Assuming that every word of Roundtree's testimony was true, it is clear that it did not, indeed, could not establish a viable defense of self-defense. Hence, his explanation of the fatal occurrence did not contravene his plea or raise a question of his innocence.
As a corollary to the issue just discussed, it is argued that in view of Roundtree's testimony, the court erred in not determining the degree of guilt to be voluntary manslaughter. Before the degree of guilt could be adjudicated, the true facts had to be found and in so doing, the court had not only the right, but the duty to weigh and consider all of the testimony, that of the Commonwealth as well as the defendant. And when the entire testimony is read in a light most favorable to the Commonwealth, as it must be, it is clear that an adjudication of guilt of murder in the second degree was warranted.

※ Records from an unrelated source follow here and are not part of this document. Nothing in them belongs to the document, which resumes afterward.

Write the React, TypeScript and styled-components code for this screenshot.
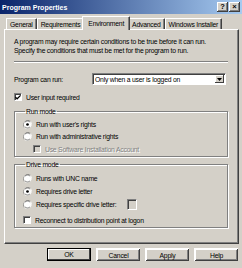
import React from 'react';
import styled, { createGlobalStyle } from 'styled-components';

const GlobalStyle = createGlobalStyle`
  html, body {
    margin: 0;
    padding: 0;
    background: #d4d0c8;
  }
`;

const Window = styled.div`
  width: 242px;
  height: 268px;
  background: #d4d0c8;
  font-family: 'Liberation Sans', Arial, sans-serif;
  font-size: 6.8px;
  letter-spacing: -0.22px;
  color: #000;
  display: flex;
  flex-direction: column;
  overflow: hidden;
`;

const TitleBar = styled.div`
  height: 14px;
  background: linear-gradient(to right, #0a246a, #a6caf0);
  display: flex;
  align-items: center;
  justify-content: space-between;
  padding: 0 2px 0 2px;
`;

const Title = styled.span`
  color: #fff;
  font-weight: bold;
  font-size: 7px;
  letter-spacing: 0;
`;

const CaptionButtons = styled.div`
  display: flex;
  gap: 1px;
`;

const CaptionButton = styled.div`
  width: 11px;
  height: 10px;
  background: #d4d0c8;
  box-shadow: inset -1px -1px 0 #404040, inset 1px 1px 0 #fff, inset -2px -2px 0 #808080;
  display: flex;
  align-items: center;
  justify-content: center;
  font-weight: bold;
  font-size: 7.5px;
  line-height: 1;
  letter-spacing: 0;
`;

const Body = styled.div`
  flex: 1;
  display: flex;
  flex-direction: column;
  padding: 3px 3px 0 4px;
`;

const TabStrip = styled.div`
  display: flex;
  align-items: flex-end;
  height: 12px;
  padding-left: 2px;
  position: relative;
  z-index: 1;
`;

const Tab = styled.div<{ $active?: boolean }>`
  height: ${({ $active }) => ($active ? '14px' : '11px')};
  margin: ${({ $active }) => ($active ? '0 -2px -1px' : '0')};
  padding: 0 ${({ $active }) => ($active ? '5px' : '3px')};
  background: #d4d0c8;
  border-left: 1px solid #fff;
  border-top: 1px solid #fff;
  border-right: 1px solid #404040;
  box-shadow: inset -1px 0 0 #808080;
  border-radius: 1px 1px 0 0;
  display: flex;
  align-items: center;
  white-space: nowrap;
  box-sizing: border-box;
  position: relative;
  z-index: ${({ $active }) => ($active ? 2 : 0)};
`;

const Panel = styled.div`
  height: 215px;
  box-sizing: border-box;
  border-left: 1px solid #fff;
  border-top: 1px solid #fff;
  border-right: 1px solid #404040;
  border-bottom: 1px solid #404040;
  box-shadow: inset -1px -1px 0 #808080;
  padding: 7px 10px 0 9px;
  display: flex;
  flex-direction: column;
`;

const Intro = styled.p`
  margin: 0;
  line-height: 9px;
  white-space: nowrap;
`;

const Separator = styled.div`
  height: 0;
  border-top: 1px solid #808080;
  border-bottom: 1px solid #fff;
  margin: 6px 0 10px 0;
`;

const FieldRow = styled.div`
  display: flex;
  align-items: center;
  height: 12px;
`;

const FieldLabel = styled.span`
  width: 78px;
`;

const Select = styled.div`
  flex: 1;
  height: 12px;
  box-sizing: border-box;
  background: #fff;
  border-left: 1px solid #808080;
  border-top: 1px solid #808080;
  border-right: 1px solid #fff;
  border-bottom: 1px solid #fff;
  box-shadow: inset 1px 1px 0 #404040;
  display: flex;
  align-items: center;
  padding-left: 2px;
  margin-right: 2px;
`;

const SelectText = styled.span`
  flex: 1;
`;

const SelectArrow = styled.div`
  width: 9px;
  height: 8px;
  margin-right: 1px;
  background: #d4d0c8;
  box-shadow: inset -1px -1px 0 #404040, inset 1px 1px 0 #fff;
  display: flex;
  align-items: center;
  justify-content: center;
`;

const OptionRow = styled.div<{ $indent?: number; $mt?: number }>`
  display: flex;
  align-items: center;
  height: 10px;
  padding-left: ${({ $indent }) => $indent ?? 0}px;
  margin-top: ${({ $mt }) => $mt ?? 0}px;
  gap: 4px;
  white-space: nowrap;
`;

const OptionLabel = styled.span<{ $disabled?: boolean }>`
  color: ${({ $disabled }) => ($disabled ? '#808080' : '#000')};
  text-shadow: ${({ $disabled }) => ($disabled ? '1px 1px 0 #fff' : 'none')};
`;

const Box = styled.div<{ $disabled?: boolean }>`
  width: 8px;
  height: 8px;
  box-sizing: border-box;
  background: ${({ $disabled }) => ($disabled ? '#d4d0c8' : '#fff')};
  border-left: 1px solid #808080;
  border-top: 1px solid #808080;
  border-right: 1px solid #fff;
  border-bottom: 1px solid #fff;
  box-shadow: inset 1px 1px 0 #404040;
  display: flex;
  align-items: center;
  justify-content: center;
`;

const Group = styled.fieldset<{ $mt: number; $h: number }>`
  margin: ${({ $mt }) => $mt}px 0 0 0;
  height: ${({ $h }) => $h}px;
  box-sizing: border-box;
  padding: 0 0 0 8px;
  border: 1px solid #808080;
  box-shadow: inset 1px 1px 0 #fff, 1px 1px 0 #fff;
  min-width: 0;
`;

const Legend = styled.legend`
  padding: 0 1px;
  margin-left: 2px;
  line-height: 9px;
`;

const DriveBox = styled.div`
  width: 10px;
  height: 11px;
  box-sizing: border-box;
  margin-left: 7px;
  border-left: 1px solid #808080;
  border-top: 1px solid #808080;
  border-right: 1px solid #fff;
  border-bottom: 1px solid #fff;
  box-shadow: inset 1px 1px 0 #404040;
`;

const ButtonRow = styled.div`
  display: flex;
  justify-content: flex-end;
  gap: 5px;
  margin-top: 4px;
  padding-right: 1px;
`;

const Button = styled.div<{ $default?: boolean }>`
  width: 44px;
  height: 13px;
  box-sizing: border-box;
  background: #d4d0c8;
  border: 1px solid ${({ $default }) => ($default ? '#000' : 'transparent')};
  box-shadow: ${({ $default }) =>
    $default
      ? 'inset -1px -1px 0 #404040, inset 1px 1px 0 #fff'
      : 'inset -1px -1px 0 #404040, inset 1px 1px 0 #fff, inset -2px -2px 0 #808080'};
  ${({ $default }) => (!$default ? 'border: none; border-left: 1px solid #fff; border-top: 1px solid #fff;' : '')}
  display: flex;
  align-items: center;
  justify-content: center;
`;

const Check = () => (
  <svg width="7" height="7" viewBox="0 0 7 7">
    <path d="M0.5 3 L2.5 5 L6.5 1" stroke="#000" strokeWidth="1.4" fill="none" />
  </svg>
);

const Radio = ({ on }: { on?: boolean }) => (
  <svg width="9" height="9" viewBox="0 0 12 12">
    <path d="M10.2 1.8 A6 6 0 0 0 1.8 10.2" stroke="#808080" strokeWidth="1" fill="none" />
    <path d="M1.8 10.2 A6 6 0 0 0 10.2 1.8" stroke="#fff" strokeWidth="1" fill="none" />
    <circle cx="6" cy="6" r="4.6" fill="#fff" stroke="#404040" strokeWidth="0.8" strokeDasharray="7 7" strokeDashoffset="-3.5" />
    {on && <circle cx="6" cy="6" r="1.8" fill="#000" />}
  </svg>
);

const Arrow = () => (
  <svg width="5" height="3" viewBox="0 0 5 3">
    <path d="M0 0 H5 L2.5 3 Z" fill="#000" />
  </svg>
);

export default function App() {
  return (
    <Window>
      <GlobalStyle />
      <TitleBar>
        <Title>Program Properties</Title>
        <CaptionButtons>
          <CaptionButton>?</CaptionButton>
          <CaptionButton>×</CaptionButton>
        </CaptionButtons>
      </TitleBar>
      <Body>
        <TabStrip>
          <Tab>General</Tab>
          <Tab>Requirements</Tab>
          <Tab $active>Environment</Tab>
          <Tab>Advanced</Tab>
          <Tab>Windows Installer</Tab>
        </TabStrip>
        <Panel>
          <Intro>A program may require certain conditions to be true before it can run.</Intro>
          <Intro>Specify the conditions that must be met for the program to run.</Intro>
          <Separator />
          <FieldRow>
            <FieldLabel>Program can run:</FieldLabel>
            <Select>
              <SelectText>Only when a user is logged on</SelectText>
              <SelectArrow>
                <Arrow />
              </SelectArrow>
            </Select>
          </FieldRow>
          <OptionRow $mt={7}>
            <Box>
              <Check />
            </Box>
            <OptionLabel>User input required</OptionLabel>
          </OptionRow>
          <Group $mt={5} $h={50}>
            <Legend>Run mode</Legend>
            <OptionRow $mt={3}>
              <Radio on />
              <OptionLabel>Run with user's rights</OptionLabel>
            </OptionRow>
            <OptionRow $mt={2}>
              <Radio />
              <OptionLabel>Run with administrative rights</OptionLabel>
            </OptionRow>
            <OptionRow $mt={3} $indent={10}>
              <Box $disabled />
              <OptionLabel $disabled>Use Software Installation Account</OptionLabel>
            </OptionRow>
          </Group>
          <Group $mt={3} $h={68}>
            <Legend>Drive mode</Legend>
            <OptionRow $mt={4}>
              <Radio />
              <OptionLabel>Runs with UNC name</OptionLabel>
            </OptionRow>
            <OptionRow $mt={3}>
              <Radio on />
              <OptionLabel>Requires drive letter</OptionLabel>
            </OptionRow>
            <OptionRow $mt={3}>
              <Radio />
              <OptionLabel>Requires specific drive letter:</OptionLabel>
              <DriveBox />
            </OptionRow>
            <OptionRow $mt={6}>
              <Box />
              <OptionLabel>Reconnect to distribution point at logon</OptionLabel>
            </OptionRow>
          </Group>
        </Panel>
        <ButtonRow>
          <Button $default>OK</Button>
          <Button>Cancel</Button>
          <Button>Apply</Button>
          <Button>Help</Button>
        </ButtonRow>
      </Body>
    </Window>
  );
}
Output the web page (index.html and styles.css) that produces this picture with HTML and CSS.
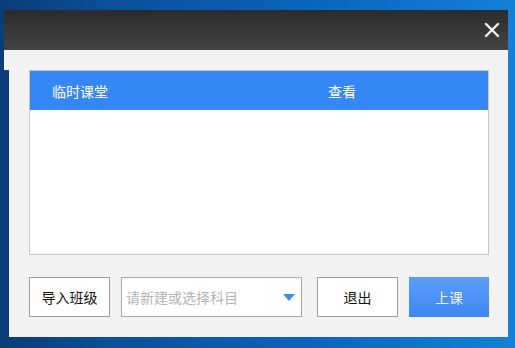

We return now to Roundtree's first contention, i.e., that he didn't fully understand the meaning of his guilty plea. As to this, the burden of proof was upon him, and the court below did not err in concluding that this burden was not met, especially so in view of the testimony of Roundtree's trial counsel at the "PCHA" hearing, which completely refuted his claim in this respect.